Blue dot days 

One of the main themes of A Bronx Tale, Chazz Palminteri's brilliant one-man play now holding at the Fisher Theatre, is that one of life's greatest sins is wasting the talent you've been given. If that's true, let's hope Chazz's touring schedule has kept him from watching much TV in '08.

In terms of pure entertainment value, especially prime time, rarely has so much been offered by so many with so little. There are moments of glory and spectacle, sure, but too often what talent we do see on the tube leaves us yearning for — what? Substance? Pizzazz? Art? We all have fallen victim to the Paris-Britney-Lindsay mindfog of lowered expectations. Who let 90210 and Knight Rider out of our bad memories, anyway? Whatever happened to the consummate all-around performer? Where have you gone, Francis Albert Sinatra, you old gent you?

Still, this holiday season is for giving thanks, and who am I not to be thankful for a job — in this economic down spin — that pays me to sit on my ass and watch TV? Allow me to regain my perspective for a minute and share with you a partial list of people and programs that made me thankful ... either to have witnessed them or to be able to ridicule them.

Barack Obama: As much as his tireless campaigning and masterful use of the Internet, it was television that won the White House for the junior senator from Illinois. Especially during the presidential debates, the president-elect consistently came across as focused, calm — "cool as the other side of the pillow," as ESPN's Stuart Scott would say — while the pink 'n' puffy Sen. John McCain increasingly became seen as a stiff, cranky old fart. If McCain had delivered one address during the campaign as genuine and moving as his concession speech, he might have fared better.

Chris Berman: Speaking of ESPN, isn't it well past time for the grand old "Schwam" of sports TV to hang up his mike? Bad comb-over, mismatched clothes that look stolen off the clearance rack, and references to '70s classic rock songs and events that roll right over the heads of an entire generation of viewers. He still quotes Arte Johnson from Laugh-In, for God's sake! It's time for Berman to go "back, back, back" into the shadows and a long overdue retirement.

Cloris Leachman: For taking the most pretentious of all prime-time "reality" shows and knocking it on its backside. You go, girl! And what lucky bastard got to tell mountainous Warren Sapp that he didn't win Dancing With the Stars?

Simon Baker: How can anybody not like The Mentalist on CBS? Baker, its star, is just so damn jaunty and appealing. It's like they used to say of Burt Lancaster, all the women want to bang him and all the men want to buy him a beer.

Jay Towers: Now that he's losing so much weight, is there any hope he might disappear altogether?

Fringe: For reminding us that creepy and compelling don't have to be confined to "B" horror movies or X-Files reruns.

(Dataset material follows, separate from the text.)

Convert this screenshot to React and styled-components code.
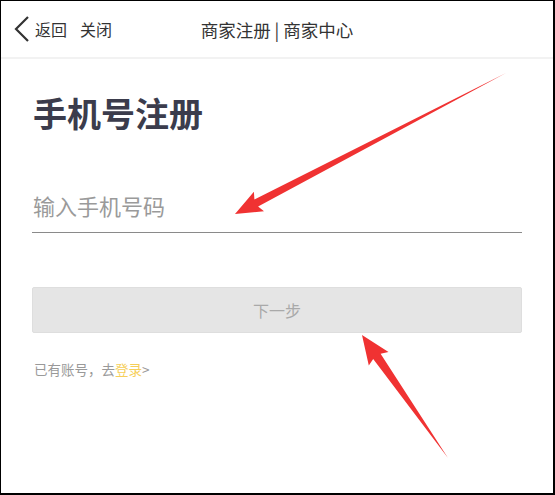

Rachel Maddow: MSNBC's new pundit sensation is smart, witty, attractive and a lively, provocative interviewer. She's the kind of girl any guy'd want to take home to mother, if only she weren't gay.

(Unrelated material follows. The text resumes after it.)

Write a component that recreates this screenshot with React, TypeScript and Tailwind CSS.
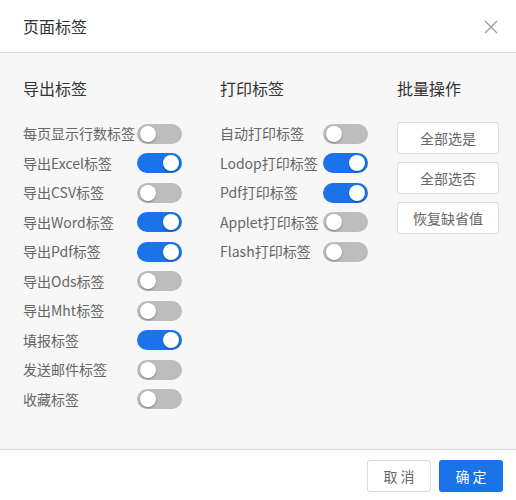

Fanchon Stinger: "And now, accepting the 2008 Frank Turner Memorial Award for making news while delivering the news ..." May her life and career someday emerge from the sludge.

Daytime Court Shows: God love 'em, what would modern daytime TV be without them? Mom may have had her soap operas, but these are "my stories." I'm addicted! My favorites: The People's Court, Judge Alex, Divorce Court, Judge Mathis, Judge Joe Brown, Judge Karen. I could live quite well without: Judge David Young, Judge Judy, Judge Maria Lopez (what a jerk), Christina's Court, Judge Jeanine Pirro.

Jason Carr: Well, he's no Pierre Kimsey (how's that for an obscure Detroit TV reference?), but every local news operation needs a resident smartass to handle certain offbeat stories with just the right amount of attitude and weary detachment, and Carr fills the bill better than most.

My Big Redneck Wedding: They found a prison strong enough to hold Hannibal Lecter, and CMT has built a confined space to keep Tom Arnold away from polite society.

WADL-TV, Channel 38: It's Scene Two! "Detroit's Urban TV Station" has redefined shameless local booty shaking for the new millennium with its daily Dance Party, given a home to such worthy programming as The Bonnie Hunt Show and Reno 911 and, just when you're convinced there's nothing to watch late at night, BAM! Reruns of The Jeffersons, Good Times, Sanford and Son and Hawaii Five-O. Oh, joy!

Wolfman Mac's Nightmare Sinema: For showing that, with all the pitfalls and production shortcomings common to independent productions, a local show still can create buzz and build an audience these days. Anybody remember Flix & Pix? Anyone? Anyone at all?